Something no one else has mentioned, I love how this book took such an unexpected direction. If it had stuck to simply examining the lives of heroes after the story ends it would have been melancholy and overly introspective. My favorite scene in this book is the one where they have to dissolve a body in acid to cover up a murder; I would describe that scene as legitimately charming and sweet. Why should the ending have to conform to the expectations of how portal stories are supposed to go any more than the rest of the book did?
This novella was excellent and I would recommend it to any fantasy fan anywhere.
I’m going to be discussing the ending, please consider this your SPOILER WARNING…
I agree with Liz that although the novel has a wonderful setting, and I especially appreciated its dry, macabre wit, I didn’t enjoy the author’s choice of ending. It seems strange to say, but Nancy’s happy ending doesn’t feel “deserved”…. even though it bookends her story neatly and fits logically with the reason why she was sent back to our world in the first place.
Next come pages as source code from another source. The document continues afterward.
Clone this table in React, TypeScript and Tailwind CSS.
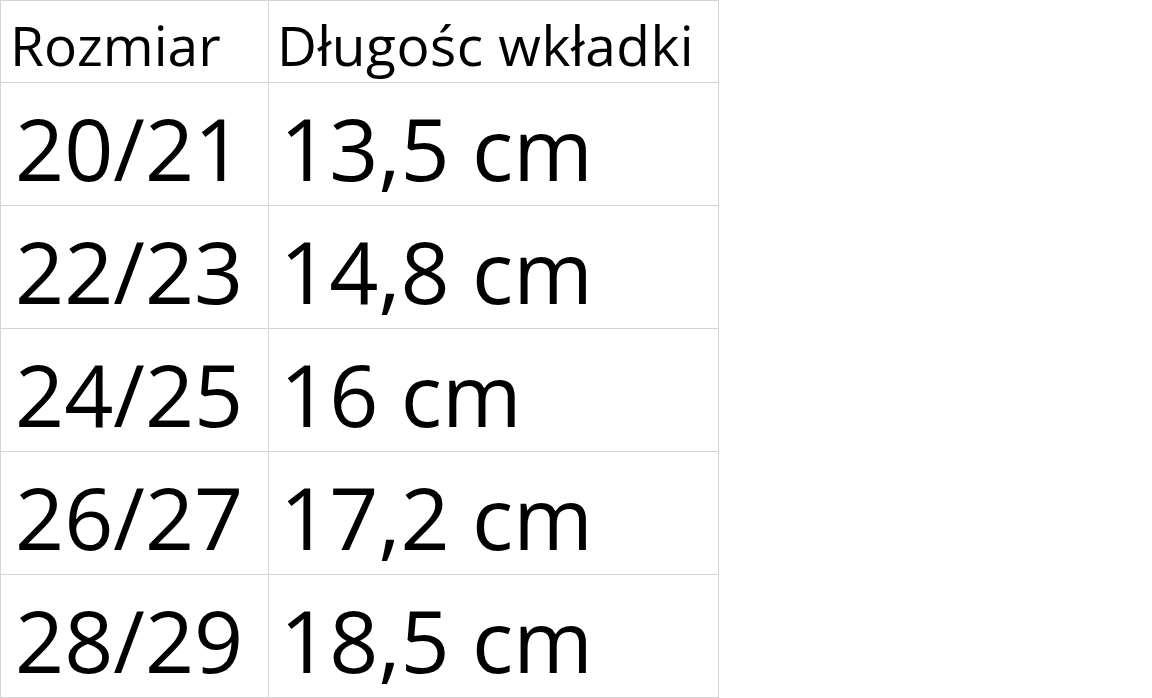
const rows = [
  ["20/21", "13,5 cm"],
  ["22/23", "14,8 cm"],
  ["24/25", "16 cm"],
  ["26/27", "17,2 cm"],
  ["28/29", "18,5 cm"],
]

export default function App() {
  return (
    <div className="w-[1152px] h-[698px] bg-white text-black" style={{ fontFamily: '"Open Sans", sans-serif' }}>
      <div className="grid grid-cols-[268px_450px] w-[719px] border-l border-t border-[#d4d4d4]">
        <div className="h-[82px] border-r border-b border-[#d4d4d4] pl-[9px] pt-[16px] text-[55px] leading-none">Rozmiar</div>
        <div className="h-[82px] border-r border-b border-[#d4d4d4] pl-[8px] pt-[16px] text-[55px] leading-none tracking-[0.5px] whitespace-nowrap">Długośc wkładki</div>
        {rows.map(([size, len]) => (
          <>
            <div key={size} className="h-[123px] border-r border-b border-[#d4d4d4] pl-[14px] pt-[22px] text-[86px] leading-none">{size}</div>
            <div key={len} className="h-[123px] border-r border-b border-[#d4d4d4] pl-[11px] pt-[22px] text-[86px] leading-none whitespace-nowrap">{len}</div>
          </>
        ))}
      </div>
    </div>
  )
}
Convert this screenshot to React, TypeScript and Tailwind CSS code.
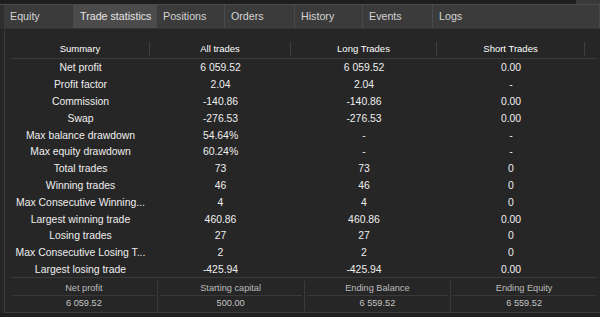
import React from "react";

const tabs = [
  { label: "Equity", w: "w-[70px]" },
  { label: "Trade statistics", w: "w-[83px]", active: true },
  { label: "Positions", w: "w-[68px]" },
  { label: "Orders", w: "w-[70px]" },
  { label: "History", w: "w-[68px]" },
  { label: "Events", w: "w-[70px]" },
  { label: "Logs", w: "flex-1" },
];

const rows: [string, string, string, string][] = [
  ["Net profit", "6 059.52", "6 059.52", "0.00"],
  ["Profit factor", "2.04", "2.04", "-"],
  ["Commission", "-140.86", "-140.86", "0.00"],
  ["Swap", "-276.53", "-276.53", "0.00"],
  ["Max balance drawdown", "54.64%", "-", "-"],
  ["Max equity drawdown", "60.24%", "-", "-"],
  ["Total trades", "73", "73", "0"],
  ["Winning trades", "46", "46", "0"],
  ["Max Consecutive Winning...", "4", "4", "0"],
  ["Largest winning trade", "460.86", "460.86", "0.00"],
  ["Losing trades", "27", "27", "0"],
  ["Max Consecutive Losing T...", "2", "2", "0"],
  ["Largest losing trade", "-425.94", "-425.94", "0.00"],
];

const colW = ["w-[139px]", "w-[141px]", "w-[146px]", "w-[148px]"];

const bottom = [
  ["Net profit", "6 059.52"],
  ["Starting capital", "500.00"],
  ["Ending Balance", "6 559.52"],
  ["Ending Equity", "6 559.52"],
];

export default function App() {
  return (
    <div
      className="w-[600px] h-[317px] bg-[#262626] flex flex-col overflow-hidden text-[#ececec]"
      style={{ fontFamily: '"Liberation Sans", Arial, sans-serif' }}
    >
      <div className="h-[4px] flex bg-[#1e1e1e]">
        <div className="flex-1" />
        <div className="w-[24px] bg-[#3a3a3a]" />
      </div>
      <div className="h-[25px] flex bg-[#2e2e2e] border-t border-[#4a4a4a]">
        <div className="w-[4px]" />
        <div className="flex-1 flex bg-[#3b3b3b] border-b border-[#333333]">
          {tabs.map((t) => (
            <div
              key={t.label}
              className={`${t.w} h-full flex items-center pl-[6px] text-[10.7px] border-r border-[#4a4a4a] ${
                t.active ? "bg-[#4b4b4b] text-[#e6e6e6]" : "text-[#d4d4d4]"
              }`}
            >
              {t.label}
            </div>
          ))}
        </div>
      </div>
      <div className="flex-1 flex flex-col ml-[4px] border-l border-b border-[#3c3c3c] pl-[6px] pr-[3px]">
        <div className="h-[30px] flex items-end border-b border-[#3a3a3a]">
          {["Summary", "All trades", "Long Trades", "Short Trades"].map((h, i) => (
            <div
              key={h}
              className={`${colW[i]} h-[14px] mb-[2px] flex items-center justify-center text-[9.5px] font-medium text-white border-r border-[#3f3f3f] pt-[1px]`}
            >
              {h}
            </div>
          ))}
        </div>
        <div className="flex flex-col border-b border-[#3a3a3a]">
          {rows.map((r) => (
            <div key={r[0]} className="h-[16.8px] flex items-center text-[10.4px] text-[#eeeeee] pt-[2px]">
              {r.map((c, i) => (
                <div key={i} className={`${colW[i]} text-center whitespace-nowrap`}>
                  {c}
                </div>
              ))}
            </div>
          ))}
        </div>
        <div className="flex-1 flex pt-[3px] pb-[1px]">
          {bottom.map((b, i) => (
            <div
              key={b[0]}
              className={`flex-1 flex flex-col px-[2px] ${i < 3 ? "border-r border-[#3a3a3a]" : ""}`}
            >
              <div className="h-[15px] flex items-center justify-center text-[9.2px] text-[#bdbdbd] border-b border-[#3a3a3a] pt-[1px]">
                {b[0]}
              </div>
              <div className="flex-1 flex items-center justify-center text-[9.2px] text-[#c4c4c4] pt-[1px]">
                {b[1]}
              </div>
            </div>
          ))}
        </div>
      </div>
      <div className="h-[4px] bg-[#1f1f1f]" />
    </div>
  );
}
In fact, perhaps that’s why I didn’t like it: it felt too neat. After spending the whole novel with various characters being told that they shouldn’t hope to go home, that it’s as unlikely as being repeatedly struck by lightning, to have no less than three main characters achieve this feat seems to be too easy.
It’s not a case of “home is where you make it” for me either. I’m not opposed to people striving to go to other worlds rather than being forced to make the best of it on this one – it’s not dissimilar to the drive to “reach for the stars” shared by many a sci-fi protagonist – but the ease at which this was achieved in this case, confounding the expectations laid out throughout the rest of the novel, is what turned me off.